On Thu, Sep 11, 2003 at 08:29:50AM +0200, Jochen Wiedmann wrote:I'm sorry if I mis-quoted you. I meant setting the UTF-8 flag on an octet sequence that can be interpreted as UTF-8, rather than leaving it unflagged and treated as Latin-1. Thus, the data is in some sense "converted" from Latin-1 to UTF-8.
Hi, Steve,
The problem is: How do I trap all input/output to/from DBI to do these conversions?
I've asked about this on the dbi-users mailing list, and the answer (from Tim Bunce, no less) was that it is really the responsibility of the DBD driver to perform such conversions if the data in question is UTF-8.
That's not quite right. I wasn't talking about any _conversions_ at all.
Exactly.
after letting my thoughts settle I come to the conclusion that I do not
agree completely. I think that DBI should do 80% of the job and leave
about 20% to the driver authors.
For a "full solution" yes, I agree - and I've written about this in the past.
For now I'm just talking about the specific but fairly common situation of fetching data that is utf8 encoded but it doesn't get flagged as such by the driver.

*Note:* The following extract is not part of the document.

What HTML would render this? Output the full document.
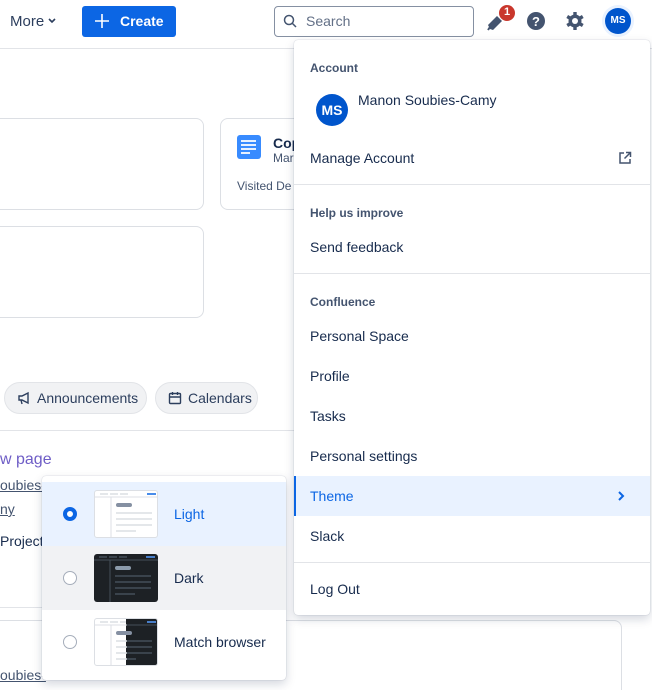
<!DOCTYPE html>
<html style="width:652px;height:690px;overflow:hidden"><head><meta charset="utf-8"><style>
*{box-sizing:border-box;margin:0;padding:0}
body{width:652px;height:690px;overflow:hidden;background:#fff;font-family:"Liberation Sans",sans-serif;color:#172b4d;position:relative;font-size:14px}
.abs{position:absolute}
.hdr{left:0;top:0;width:652px;height:49px;border-bottom:1px solid #e2e4e8}
.card{border:1px solid #dcdfe4;border-radius:8px;background:#fff}
.chip{border:1px solid #e2e4e8;background:#f1f2f4;border-radius:16px;height:32px;font-size:14px;display:flex;align-items:center;gap:6px;padding:0 12px;color:#2c3e5d}
.chip svg{flex-shrink:0}
.menu{left:294px;top:40px;width:356px;height:575px;background:#fff;border-radius:4px;box-shadow:0 4px 10px rgba(9,30,66,.18),0 0 1px rgba(9,30,66,.3)}
.it{position:absolute;left:0;width:356px;height:40px;line-height:40px;padding-left:16px;font-size:14px;color:#172b4d}
.sec{position:absolute;left:16px;font-size:12px;font-weight:bold;color:#44546f}
.div{position:absolute;left:0;width:356px;height:1px;background:#e2e4e8}
.sub{left:42px;top:476px;width:244px;height:204px;background:#fff;border-radius:4px;box-shadow:0 4px 10px rgba(9,30,66,.18),0 0 1px rgba(9,30,66,.3)}
.row{position:absolute;left:0;width:244px;height:64px}
.radio{position:absolute;left:21px;top:25px;width:14px;height:14px;border-radius:50%;border:1.5px solid #a5adba;background:#fff}
.thumb{position:absolute;left:52px;top:8px;width:64px;height:48px;border-radius:3px;overflow:hidden}
.lbl{position:absolute;left:132px;top:0;line-height:64px;font-size:14px}
</style></head><body>
<div class="abs hdr"></div>
<div class="abs" style="left:10px;top:13px;font-size:15px;color:#2c3e5d">More</div>
<svg class="abs" style="left:48px;top:18px" width="8" height="6"><path d="M1 1l3 3 3-3" stroke="#2c3e5d" stroke-width="1.6" fill="none"/></svg>
<div class="abs" style="left:82px;top:6px;width:94px;height:31px;background:#0c66e4;border-radius:3px;color:#fff;font-weight:bold;font-size:14px;line-height:31px;padding-left:38px">Create</div>
<svg class="abs" style="left:95px;top:14px" width="14" height="14"><path d="M7 0v14M0 7h14" stroke="#fff" stroke-width="1.6"/></svg>
<div class="abs" style="left:274px;top:6px;width:200px;height:31px;border:1px solid #8590a2;border-radius:4px;font-size:14px;color:#626f86;line-height:29px;padding-left:31px">Search</div>
<svg class="abs" style="left:283px;top:14px" width="14" height="14"><circle cx="6" cy="6" r="4.5" stroke="#44546f" stroke-width="1.5" fill="none"/><path d="M9.5 9.5l3.5 3.5" stroke="#44546f" stroke-width="1.5"/></svg>
<svg class="abs" style="left:486px;top:10px" width="22" height="22"><path d="M2 15l9-9 5 5-9 9-3-1z" fill="#44546f"/><path d="M4 17l-2 3" stroke="#44546f" stroke-width="2"/></svg>
<div class="abs" style="left:498px;top:4px;width:18px;height:18px;border-radius:50%;background:#c9372c;color:#fff;font-size:11px;font-weight:bold;text-align:center;line-height:15px;border:1.5px solid #fff">1</div>
<svg class="abs" style="left:526px;top:11px" width="20" height="20"><circle cx="10" cy="10" r="9" fill="#44546f"/><text x="10" y="15" text-anchor="middle" font-family="Liberation Sans" font-weight="bold" font-size="13" fill="#fff">?</text></svg>
<svg class="abs" style="left:565px;top:11px" width="20" height="20" viewBox="0 0 20 20"><g fill="#44546f"><circle cx="10" cy="10" r="6.5"/><g id="t"><rect x="8.3" y="1" width="3.4" height="4"/><rect x="8.3" y="15" width="3.4" height="4"/></g><use href="#t" transform="rotate(60 10 10)"/><use href="#t" transform="rotate(120 10 10)"/></g><circle cx="10" cy="10" r="3" fill="#fff"/></svg>
<div class="abs" style="left:602px;top:5px;width:32px;height:32px;border-radius:50%;background:#e9f2ff"></div>
<div class="abs" style="left:605px;top:8px;width:26px;height:26px;border-radius:50%;background:#0055cc;color:#fff;font-size:10px;font-weight:bold;text-align:center;line-height:26px">MS</div>

<div class="abs card" style="left:-10px;top:118px;width:214px;height:92px"></div>
<div class="abs card" style="left:-10px;top:226px;width:214px;height:92px"></div>
<div class="abs card" style="left:220px;top:118px;width:200px;height:92px;overflow:hidden">
 <div class="abs" style="left:16px;top:16px;width:24px;height:24px;background:#388bff;border-radius:3px"></div>
 <svg class="abs" style="left:20px;top:21px" width="16" height="14"><path d="M0 1h15M0 5h15M0 9h15M0 13h9" stroke="#fff" stroke-width="1.8"/></svg>
 <div class="abs" style="left:52px;top:16px;font-weight:bold;font-size:14px">Cop</div>
 <div class="abs" style="left:52px;top:32px;font-size:12px;color:#44546f">Mar</div>
 <div class="abs" style="left:16px;top:60px;font-size:12px;color:#44546f">Visited De</div>
</div>
<div class="abs chip" style="left:4px;top:382px;width:143px"><svg width="14" height="14"><path d="M2 5h3l6-3v10l-6-3H2zM4 9l1 4" stroke="#2c3e5d" stroke-width="1.4" fill="none"/></svg>Announcements</div>
<div class="abs chip" style="left:155px;top:382px;width:103px"><svg width="14" height="14"><rect x="1.5" y="2.5" width="11" height="10" rx="1" stroke="#2c3e5d" stroke-width="1.4" fill="none"/><path d="M1.5 6h11M4.5 1v3M9.5 1v3" stroke="#2c3e5d" stroke-width="1.4"/></svg>Calendars</div>
<div class="abs" style="left:0;top:430px;width:294px;height:1px;background:#e2e4e8"></div>
<div class="abs" style="left:0;top:451px;font-size:16px;color:#6e5dc6">w page</div>
<div class="abs" style="left:0;top:477px;font-size:14px;text-decoration:underline;color:#44546f">oubies-</div>
<div class="abs" style="left:0;top:501px;font-size:14px;text-decoration:underline;color:#44546f">ny</div>
<div class="abs" style="left:0;top:533px;font-size:14px">Project</div>
<div class="abs" style="left:0;top:607px;width:42px;height:1px;background:#e2e4e8"></div>
<div class="abs card" style="left:-10px;top:620px;width:632px;height:90px"></div>
<div class="abs" style="left:0;top:667px;font-size:14px;text-decoration:underline;color:#44546f">oubies-</div>

<div class="abs menu">
 <div class="sec" style="top:21px">Account</div>
 <div class="abs" style="left:22px;top:54px;width:32px;height:32px;border-radius:50%;background:#0055cc;color:#fff;font-weight:bold;font-size:14px;text-align:center;line-height:32px">MS</div>
 <div class="abs" style="left:64px;top:52px;font-size:14px">Manon Soubies-Camy</div>
 <div class="it" style="top:98px">Manage Account</div>
 <svg class="abs" style="left:324px;top:111px" width="14" height="14"><path d="M6 2H2v10h10V8M8 1.5h4.5V6M12.5 1.5L6.5 7.5" stroke="#44546f" stroke-width="1.5" fill="none"/></svg>
 <div class="div" style="top:144px"></div>
 <div class="sec" style="top:166px">Help us improve</div>
 <div class="it" style="top:187px">Send feedback</div>
 <div class="div" style="top:233px"></div>
 <div class="sec" style="top:255px">Confluence</div>
 <div class="it" style="top:276px">Personal Space</div>
 <div class="it" style="top:316px">Profile</div>
 <div class="it" style="top:356px">Tasks</div>
 <div class="it" style="top:396px">Personal settings</div>
 <div class="it" style="top:436px;background:#e9f2ff;color:#0c66e4;border-left:2px solid #0c66e4;padding-left:14px">Theme</div>
 <svg class="abs" style="left:323px;top:451px" width="8" height="10"><path d="M2 1l4 4-4 4" stroke="#0c66e4" stroke-width="2" fill="none"/></svg>
 <div class="it" style="top:476px">Slack</div>
 <div class="div" style="top:522px"></div>
 <div class="it" style="top:529px">Log Out</div>
</div>

<div class="abs sub">
 <div class="row" style="top:6px;background:#e9f2ff">
  <div class="radio" style="border:4px solid #0c66e4"></div>
  <div class="thumb" style="border:1px solid #dcdfe4;background:#fff">
   <svg width="64" height="48"><path d="M5 3h8M15 3h8M25 3h8" stroke="#dcdfe4" stroke-width="1.5"/><path d="M52 3h9" stroke="#0c66e4" stroke-width="1.5"/><path d="M0 6h64M16 6v42" stroke="#dcdfe4"/><rect x="21" y="12" width="16" height="4" rx="2" fill="#8590a2"/><path d="M21 22h36M21 28h36M21 34h36M21 40h20" stroke="#dcdfe4" stroke-width="1.5"/></svg>
  </div>
  <div class="lbl" style="color:#0c66e4">Light</div>
 </div>
 <div class="row" style="top:70px;background:#f1f2f4">
  <div class="radio"></div>
  <div class="thumb" style="background:#1d2125">
   <svg width="64" height="48"><path d="M5 3h8M15 3h8M25 3h8" stroke="#454f59" stroke-width="1.5"/><path d="M52 3h9" stroke="#579dff" stroke-width="1.5"/><path d="M0 6h64M16 6v42" stroke="#454f59"/><rect x="21" y="12" width="16" height="4" rx="2" fill="#8c9bab"/><path d="M21 22h36M21 28h36M21 34h36M21 40h20" stroke="#454f59" stroke-width="1.5"/></svg>
  </div>
  <div class="lbl">Dark</div>
 </div>
 <div class="row" style="top:134px">
  <div class="radio"></div>
  <div class="thumb" style="border:1px solid #dcdfe4;background:linear-gradient(90deg,#fff 50%,#1d2125 50%)">
   <svg width="64" height="48"><path d="M5 3h8M15 3h8M25 3h6" stroke="#dcdfe4" stroke-width="1.5"/><path d="M52 3h9" stroke="#579dff" stroke-width="1.5"/><path d="M0 6h32M16 6v42" stroke="#dcdfe4"/><path d="M32 6h32" stroke="#454f59"/><rect x="21" y="12" width="16" height="4" rx="2" fill="#8590a2"/><path d="M21 22h11M21 28h11M21 34h11M21 40h11" stroke="#dcdfe4" stroke-width="1.5"/><path d="M32 22h25M32 28h25M32 34h25M32 40h9" stroke="#454f59" stroke-width="1.5"/></svg>
  </div>
  <div class="lbl">Match browser</div>
 </div>
</div>
</body></html>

For that case the driver just needs to know when to do a SvUTF8_on(sv).
What about data going _into_ the database? In my examples of doing the conversion manually with Encode::{en|de}code_utf8(), I was converting the Perl strings to octet sequences that could later be interpreted as UTF-8 before insertion into the database. That way I could guarantee that all data retrieved from the database can be converted to UTF-8, in fact (as you pointed out) by simply turning the UTF-8 flag on.
If all the data that I insert really is UTF-8 then I guess it will just get "serialised" as a sequence of octets, and everything will be OK.
But what if the data I'm inserting isn't all UTF-8? The problem is:
1. Perl's internal format isn't just UTF-8 -- it defaults to Latin-1 (or whatever) for strings in which every character can be represented in Latin-1;
2. The "8-bit" characters of Latin-1 are represented as two-byte characters in UTF-8.
So, if I have the string "Copyright © Fred Bloggs" in Perl then it will not be UTF-8: the © is stored as one byte, not two not, and the UTF-8 flag is off. If I insert that straight into the database without running it through Encode::encode_utf8() first, then © itself, rather than its two-byte UTF-8 representation gets stored in the database, so when it gets retrieved from the database later you can't just turn the UTF-8 flag on -- you would need to run it through Encode::decode_utf8().
In other words, just having the driver switching the UTF-8 on and off will only work if I guarantee that all the strings I feed it to start with really are UTF-8, even when Perl would not normally have represented them as such.
It would be cool if something akin to "binmode STDOUT, ':utf8';" could be applied when sending data to the driver -- i.e. my data is in "Perl's internal format", whether that be Latin-1 or UTF-8 in the case of the string at hand, and it all gets automagically upgraded to UTF-8 if necessary before insertion into the database. Then you only need to turn the flag on when retrieving it again.